The other matter in which we have not attempted to carry out the recommendations of the Commission is on the question of apprenticeship legislation. It was not because we felt that apprenticeship legislation was not desirable and necessary, but because to seven-eighths of its extent it fell within the sphere of the Department of Industry and Commerce, and that Department is preparing a Bill on the matter. This present Bill only attempts to deal with the education of a large mass of the young people of the country from the age of fourteen onwards. It is true that a certain number of youngsters between the ages of fourteen and sixteen are already dealt with, both in the national schools and in the secondary schools, but far the larger number are practically untouched once they leave the national schools, except in so far as they are dealt with by the existing system of technical education.
This is an important problem, and my remarks apply to the country as well as to the towns. There is a tendency on the part of boys and girls when they leave school at the age of fourteen to forget a great deal of what they learned at school. It is proposed to try to remedy that. There is the further problem, namely, the problem of the provision of technical education in the narrower sense to be tackled—namely, the intellectual side of the training for industry. That is what I call technical education in the narrower sense. We have dealt with that problem as fully as we can from our present knowledge of the conditions and our present knowledge of the resources of the country. There are two types of education dealt with in this Bill, one for want of a better term is called continuation education and the other technical education. There is no new system introduced and no new principles practically to speak of except, to a limited extent, that of compulsion, which I will explain later on. There are no new principles introduced either as regards control of technical education or continuation education. The types of education that I have referred to, continuation and technical education in the narrower sense, are actually being provided under our existing system by the technical committees in different parts of the country. So far as that is concerned there is no new condition. What we really attempt in that respect is merely a better formulation of what is now in a chaotic condition.
In the technical schools it has been objected that owing to the system —and not the schools, but the system is responsible—there is a great deal of confusion in mixing up altogether the wider vocational education and the narrower technical education. This Bill tries, as far as legislation can do it, to prevent confusion of that kind. It is a very big problem that we have before us in this country. It is a problem that the country will have to face if it intends to keep its place in competition with other countries. This Bill is not a new departure. It is a reform of the existing system. Control of vocational education and technical education will still, as heretofore, be in the hands of local committees. There is no change introduced so far as the principle of control by committees is concerned —technically, that is. At present local education authorities are the county councils and the borough or urban councils. In future it will be the committees appointed by those bodies, that is the committees appointed by the county council and the borough council. In practice there is no departure in principle there.

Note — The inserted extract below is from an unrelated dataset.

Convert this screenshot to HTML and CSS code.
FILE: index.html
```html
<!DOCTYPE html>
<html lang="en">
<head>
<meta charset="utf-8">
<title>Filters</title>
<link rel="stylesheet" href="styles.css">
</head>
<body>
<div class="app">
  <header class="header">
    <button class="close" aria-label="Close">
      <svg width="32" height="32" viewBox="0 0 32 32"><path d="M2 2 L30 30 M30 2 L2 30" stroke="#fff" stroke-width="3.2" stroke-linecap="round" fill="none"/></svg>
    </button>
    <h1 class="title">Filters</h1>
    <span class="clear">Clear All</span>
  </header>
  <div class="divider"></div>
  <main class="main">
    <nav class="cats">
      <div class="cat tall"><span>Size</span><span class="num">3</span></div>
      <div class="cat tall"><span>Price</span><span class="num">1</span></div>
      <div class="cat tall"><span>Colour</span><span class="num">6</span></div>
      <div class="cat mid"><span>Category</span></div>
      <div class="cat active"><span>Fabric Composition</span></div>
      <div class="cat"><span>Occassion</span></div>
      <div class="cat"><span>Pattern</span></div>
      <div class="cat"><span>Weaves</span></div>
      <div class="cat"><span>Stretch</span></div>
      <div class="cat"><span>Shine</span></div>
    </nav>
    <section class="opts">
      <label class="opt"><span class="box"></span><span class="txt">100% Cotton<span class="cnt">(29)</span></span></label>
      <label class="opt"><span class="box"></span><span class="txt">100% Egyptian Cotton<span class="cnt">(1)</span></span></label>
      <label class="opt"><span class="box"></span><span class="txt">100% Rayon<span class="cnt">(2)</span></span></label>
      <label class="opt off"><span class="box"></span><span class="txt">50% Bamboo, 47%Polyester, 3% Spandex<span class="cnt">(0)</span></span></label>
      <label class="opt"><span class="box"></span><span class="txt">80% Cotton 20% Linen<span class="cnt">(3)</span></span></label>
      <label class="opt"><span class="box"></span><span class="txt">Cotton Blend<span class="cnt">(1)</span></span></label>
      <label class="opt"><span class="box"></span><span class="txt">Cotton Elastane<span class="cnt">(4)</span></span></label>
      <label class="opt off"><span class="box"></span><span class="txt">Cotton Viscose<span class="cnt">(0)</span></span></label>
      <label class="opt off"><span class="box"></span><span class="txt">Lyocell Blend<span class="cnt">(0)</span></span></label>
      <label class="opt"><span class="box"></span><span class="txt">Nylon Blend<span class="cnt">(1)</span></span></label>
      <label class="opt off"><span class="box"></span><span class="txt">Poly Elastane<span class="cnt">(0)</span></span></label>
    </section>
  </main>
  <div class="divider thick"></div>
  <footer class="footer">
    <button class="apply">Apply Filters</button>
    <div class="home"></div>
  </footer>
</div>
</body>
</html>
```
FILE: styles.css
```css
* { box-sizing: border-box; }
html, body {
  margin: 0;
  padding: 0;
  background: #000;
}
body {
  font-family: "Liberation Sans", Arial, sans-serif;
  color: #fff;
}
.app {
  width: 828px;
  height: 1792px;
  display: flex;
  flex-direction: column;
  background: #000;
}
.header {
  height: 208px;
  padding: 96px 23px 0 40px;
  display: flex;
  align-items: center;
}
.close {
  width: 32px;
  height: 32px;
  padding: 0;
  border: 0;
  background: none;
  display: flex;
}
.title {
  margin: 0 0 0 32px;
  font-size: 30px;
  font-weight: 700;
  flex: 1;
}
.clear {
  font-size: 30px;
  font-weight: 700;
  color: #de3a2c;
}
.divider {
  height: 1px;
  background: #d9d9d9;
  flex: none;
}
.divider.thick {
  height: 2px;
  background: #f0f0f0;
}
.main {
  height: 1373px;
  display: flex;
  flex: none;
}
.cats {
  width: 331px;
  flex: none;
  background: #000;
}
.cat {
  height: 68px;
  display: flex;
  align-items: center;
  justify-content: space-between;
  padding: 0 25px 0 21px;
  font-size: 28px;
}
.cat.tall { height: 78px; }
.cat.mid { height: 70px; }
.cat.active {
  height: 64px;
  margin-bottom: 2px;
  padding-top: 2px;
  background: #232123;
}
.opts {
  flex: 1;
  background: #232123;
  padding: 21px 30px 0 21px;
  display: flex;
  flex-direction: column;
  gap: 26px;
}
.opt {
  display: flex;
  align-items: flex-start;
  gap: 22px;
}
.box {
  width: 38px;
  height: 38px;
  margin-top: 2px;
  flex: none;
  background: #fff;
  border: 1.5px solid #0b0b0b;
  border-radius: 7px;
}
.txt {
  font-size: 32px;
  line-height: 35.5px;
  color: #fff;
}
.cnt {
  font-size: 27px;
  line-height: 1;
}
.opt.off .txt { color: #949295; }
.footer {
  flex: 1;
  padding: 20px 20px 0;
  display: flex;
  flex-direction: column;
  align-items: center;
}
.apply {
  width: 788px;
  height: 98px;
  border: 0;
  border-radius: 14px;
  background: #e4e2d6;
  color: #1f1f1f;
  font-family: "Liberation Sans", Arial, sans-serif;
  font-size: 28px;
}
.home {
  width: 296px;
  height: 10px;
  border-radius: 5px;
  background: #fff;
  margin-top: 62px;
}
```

However, we have made the committees smaller. Up to the present the committees have been absurdly large. Of those often very few attended. It was only on exceptional occasions that you had anything like a full muster, not when the ordinary routine committee work had to be performed. The work had really to be carried on in practice by a small number of people who regularly attended. In future we propose to limit the size of the committee, as Senators will see, if they refer to the second part of this Bill. Furthermore, there is this provision in the Bill as it left the Dáil. In the original Bill there was a provision that there should be fourteen members appointed by the county council, and that of these eight were to be members of the county council. The whole fourteen could be members of the county council if the county council so desired. That was my first attempt to deal with two conflicting interests.

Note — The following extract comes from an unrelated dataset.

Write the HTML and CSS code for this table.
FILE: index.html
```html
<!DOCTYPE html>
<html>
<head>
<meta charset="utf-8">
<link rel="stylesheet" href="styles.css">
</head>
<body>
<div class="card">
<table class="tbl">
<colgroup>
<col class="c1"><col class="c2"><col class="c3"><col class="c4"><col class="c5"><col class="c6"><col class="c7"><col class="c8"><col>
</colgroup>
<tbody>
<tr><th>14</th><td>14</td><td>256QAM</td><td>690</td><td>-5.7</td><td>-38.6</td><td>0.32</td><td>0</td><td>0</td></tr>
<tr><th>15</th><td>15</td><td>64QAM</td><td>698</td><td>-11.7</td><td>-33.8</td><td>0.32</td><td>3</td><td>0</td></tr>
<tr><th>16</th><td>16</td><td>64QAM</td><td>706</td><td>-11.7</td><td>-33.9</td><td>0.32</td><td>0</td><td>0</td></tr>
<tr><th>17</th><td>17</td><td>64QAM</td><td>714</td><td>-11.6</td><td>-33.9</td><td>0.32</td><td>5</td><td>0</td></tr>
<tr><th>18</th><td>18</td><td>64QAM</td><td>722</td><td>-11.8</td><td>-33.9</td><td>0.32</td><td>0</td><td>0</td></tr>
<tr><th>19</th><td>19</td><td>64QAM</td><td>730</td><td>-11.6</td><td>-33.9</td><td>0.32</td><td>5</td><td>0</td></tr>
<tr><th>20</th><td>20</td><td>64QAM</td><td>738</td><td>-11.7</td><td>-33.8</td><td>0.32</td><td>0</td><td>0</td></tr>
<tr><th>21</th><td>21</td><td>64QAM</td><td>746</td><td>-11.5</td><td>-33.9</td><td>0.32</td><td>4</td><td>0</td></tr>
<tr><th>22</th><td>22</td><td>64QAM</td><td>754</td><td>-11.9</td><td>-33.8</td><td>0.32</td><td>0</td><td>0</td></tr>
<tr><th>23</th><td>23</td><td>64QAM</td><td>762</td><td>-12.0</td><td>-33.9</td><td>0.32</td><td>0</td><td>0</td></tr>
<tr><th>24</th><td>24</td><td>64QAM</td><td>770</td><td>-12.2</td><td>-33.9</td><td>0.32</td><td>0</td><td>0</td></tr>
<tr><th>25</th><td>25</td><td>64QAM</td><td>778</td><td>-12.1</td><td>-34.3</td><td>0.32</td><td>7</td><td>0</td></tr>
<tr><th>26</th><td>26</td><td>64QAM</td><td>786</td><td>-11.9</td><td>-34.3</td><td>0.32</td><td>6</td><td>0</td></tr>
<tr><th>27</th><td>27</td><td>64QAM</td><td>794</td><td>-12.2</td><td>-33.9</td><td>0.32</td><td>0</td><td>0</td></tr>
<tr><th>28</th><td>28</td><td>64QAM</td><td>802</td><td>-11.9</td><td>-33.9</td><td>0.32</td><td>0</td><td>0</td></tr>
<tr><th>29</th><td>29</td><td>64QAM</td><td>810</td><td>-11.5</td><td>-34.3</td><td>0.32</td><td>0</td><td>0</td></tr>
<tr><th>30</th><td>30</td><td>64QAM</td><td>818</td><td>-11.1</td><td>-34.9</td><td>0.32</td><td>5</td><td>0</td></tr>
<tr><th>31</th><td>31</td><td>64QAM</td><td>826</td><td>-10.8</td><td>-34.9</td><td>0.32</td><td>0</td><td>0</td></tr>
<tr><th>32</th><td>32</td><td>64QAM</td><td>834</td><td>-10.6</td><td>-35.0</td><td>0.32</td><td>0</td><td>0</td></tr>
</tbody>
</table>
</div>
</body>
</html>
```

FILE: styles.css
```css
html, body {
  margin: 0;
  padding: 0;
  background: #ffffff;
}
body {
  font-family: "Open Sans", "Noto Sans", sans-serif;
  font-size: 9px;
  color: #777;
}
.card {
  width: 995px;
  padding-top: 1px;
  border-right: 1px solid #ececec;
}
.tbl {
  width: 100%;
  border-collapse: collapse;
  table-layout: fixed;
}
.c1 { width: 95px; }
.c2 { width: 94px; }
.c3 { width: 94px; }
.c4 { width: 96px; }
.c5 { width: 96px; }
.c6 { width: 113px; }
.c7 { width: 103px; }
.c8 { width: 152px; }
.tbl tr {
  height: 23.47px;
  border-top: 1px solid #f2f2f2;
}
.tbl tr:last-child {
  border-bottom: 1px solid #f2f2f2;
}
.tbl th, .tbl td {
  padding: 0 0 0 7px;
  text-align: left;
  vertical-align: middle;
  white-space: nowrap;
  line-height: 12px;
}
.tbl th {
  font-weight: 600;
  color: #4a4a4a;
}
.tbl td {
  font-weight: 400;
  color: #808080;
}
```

As the Senators are probably aware, however, from reading the debates of the Bill, and also, possibly, from some statements in the Press, it is proposed under this Bill to continue the system we have at present—namely, contribution by rates. That being so, as the power of raising rates within a certain limit is vested in the committee, I was anxious that the county councils, the rating authority, and the borough councils should have a majority of their own members on the committees. It is for that reason that the provision is inserted that there should be eight out of the fourteen members of the committee members of the county or borough council. In that way I hope to safeguard the rating authority of the county council. But the Bill did not quite do that, because it is quite possible that even a majority of the county council present might be against the raising of the rate, and still it might be raised within the limits of the Schedule of the Bill. Therefore, from that point of view the original system is not satisfactory, as the power of raising the rate was vested in the committee. Representations were made to me from various parts of the country that that seemed to impose an obligation on the rate-striking authority. But I have another objection, and it was this: that the incidence of eight out of fourteen of the committee being taken from the county council would unduly limit the liberty of the county council to choose what they thought would be the most suitable people to run a system of this kind.

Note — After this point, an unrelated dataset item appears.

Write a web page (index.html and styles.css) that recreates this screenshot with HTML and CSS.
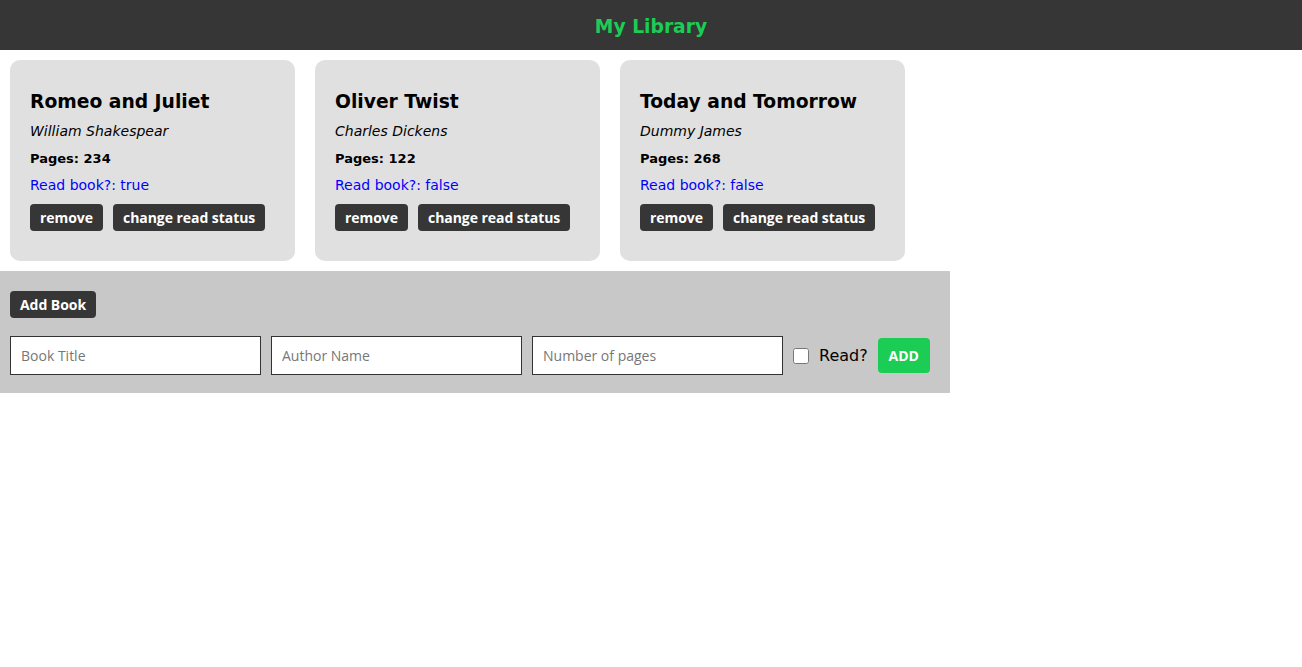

Consequently as a result of these considerations and the representations made to me from various bodies representing the agricultural community, I introduced a change. I induced the Dáil to accept a change in this part of the Bill—namely, there were these provisions put in: five of the members chosen by the county council must be members of that body, and that five will form the Estimates Committee, and that five alone, or whatever number up to eight is elected by the county council on this Vocational Committee will be the members of that committee who will have the power of raising the rate above the minimum rate within the scheduled limits in any year. In that way I think we have, as far as it is possible to do it, provided for and safeguarded the rating interest—the interests of the county council on the one hand, and secured more liberty from the purely educational point of view, on the other hand. These are some of the important changes in the Bill.
The other important matter in the Bill is compulsion. A certain amount of confusion seems to have arisen on the question of compulsion. I have already dealt with one aspect of compulsion. There is recommendation 18 of the Technical Commission Report that suggests that we should enforce a full-time attendance at school from those not in suitable employment between the ages of 14 and 16 years, but we found in practice that we could not really put a regulation of that kind into effect in the country. We have power in the Bill under which the Minister may compel the attendance at a limited number of hours of instruction per year of those between the ages of 14 and 16, not necessarily for the whole country at the same time. I take it this will be gradually extended—that is to say, there will be a gradual extension of this compulsory section. There have been objections raised to the compulsory section—namely, that it will interfere with the work in the agricultural districts. So far as it is possible to do so by legislation we are trying to guard against that. An amendment in the Dáil which I accepted provided that the actual hours of attendance in the country districts should be fixed by the committee and not by the Minister. The Minister will decide whether in certain areas the compulsory section will be operative. The actual hours of attendance will be decided by the technical committee after consultation with the agricultural committee of the county. In that way the different interests ought to be safeguarded.
The only other matter to which I think it is necessary to call attention is the question of the costs. This Bill, following the example of other countries where the system of post-primary education has been carried through, proposes to introduce the system gradually. There are a number of reasons for doing that. If we were to attempt to introduce this system in one or two years we might very easily make many false starts and waste a lot of money. We might have our resources depleted on schemes that were not the best. For that reason we decided to go slowly. If this scheme were in full operation in the country within the next five or six years we estimate that the total additional cost to the country would be about £300,000. I have indicated that that is the cost in addition to the present cost of technical education. That would be borne partly by the State and partly by the rates.